Foi para combater essas assimetrias que se terminaram contratos de associação, fazendo com que alunos com menores capacidades ficassem sem escola perto de casa e tivessem que se deslocar, às vezes dezenas de quilómetros, para estudar na "Escola Pública", aquela que não permite aos pais escolher percursos, discutir programas, ou se quer participar em actividades?!

José Guinote disse...
Este comentário foi removido pelo autor.
José Guinote disse...

Essa ideia de que a escola é a única esperança de mobilidade social para muitos, mostra bem como o SE tem convicções cujos fundamentos remontam a tempos muito antigos. Antes do 25 de Abril isso era verdade. Numa democracia isso não pode ser verdade. A menos que seja uma pobre e triste democracia como aquelas em que o serviço Público de Educação tende a ser progressivamente privatizado e a diabolização dos professores é usada como instrumento ao serviço dessa estratégia. Essas democracias tendem a consolidar os factores de desigualdade tornando-os estruturais. Sobra depois a ladaínha de que o texto do SE é um exemplo.
Quanto ao "facilitismo" o que se anda a fazer na Escola Pública é uma tristeza. Tenho um filho no 9º ano, na escola pública, e acho que aquilo que se passa é exactamente o contrário do que o SE escreve. Parece até que ele não sabe daquilo que fala. Deveria ter escrito o seguinte: "As mudanças promovidas transformam a passagem de ano num mero exercício estatístico, em que se confunde o resultado com o que deve gerar esse resultado". O objectivo da política educativa é apenas a estatística a pura e dura promoção de resultados pré-estabelecidos.

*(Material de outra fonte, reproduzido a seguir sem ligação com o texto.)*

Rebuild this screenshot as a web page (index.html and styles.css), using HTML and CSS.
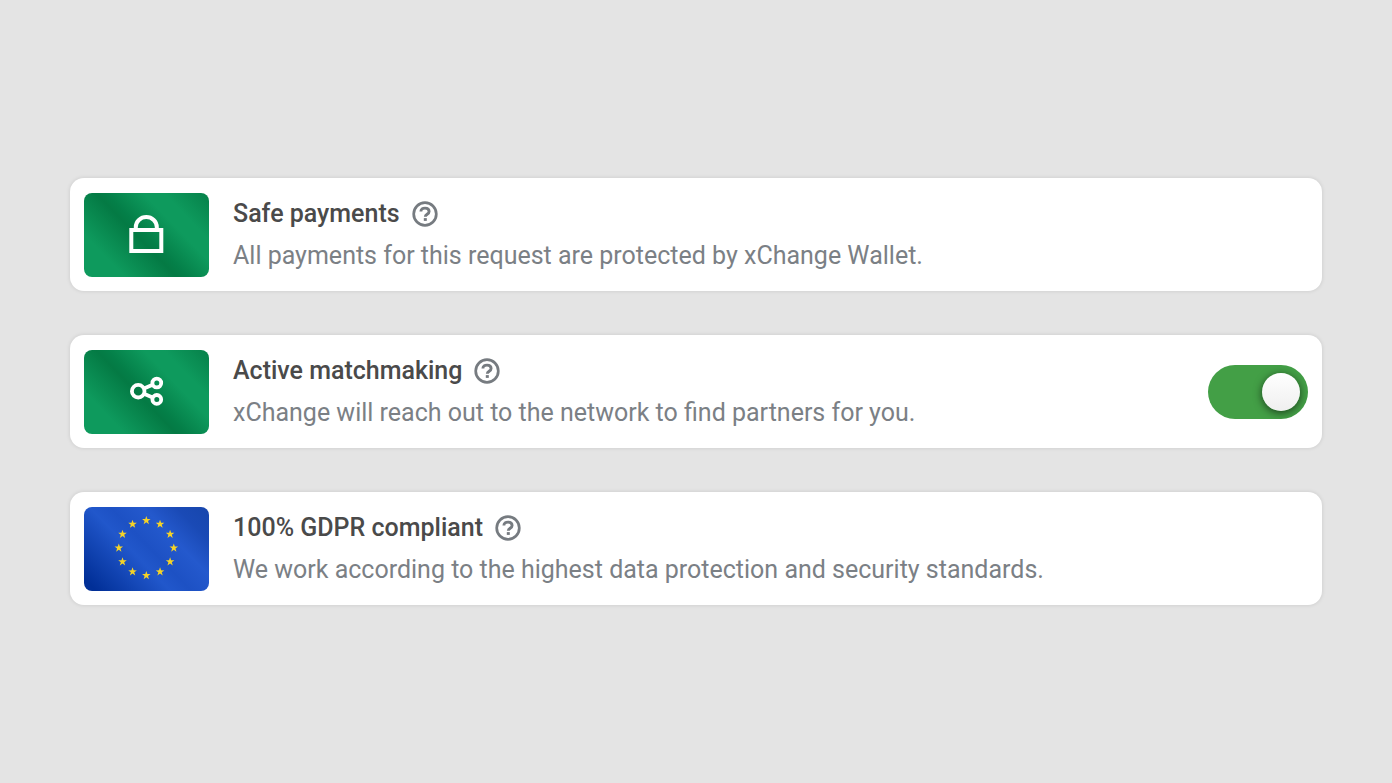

Os alunos as suas necessidades, as suas diferenças, os seus direitos, são irrelevantes.

Jose disse...

«Essa ideia de que a escola é a única esperança de mobilidade social para muitos…. Antes do 24 de Abril era verdade,»

Tem o Guinote toda a razão; na sociedade abrilesca da treta, todo o grunho tem enormes possibilidades de qscensão: há carreiras automáticas, há nepotismo e partidarismo, há corrupção, há tolerância democrática, há balda progressista, há dívida...tudo enormes conquistas.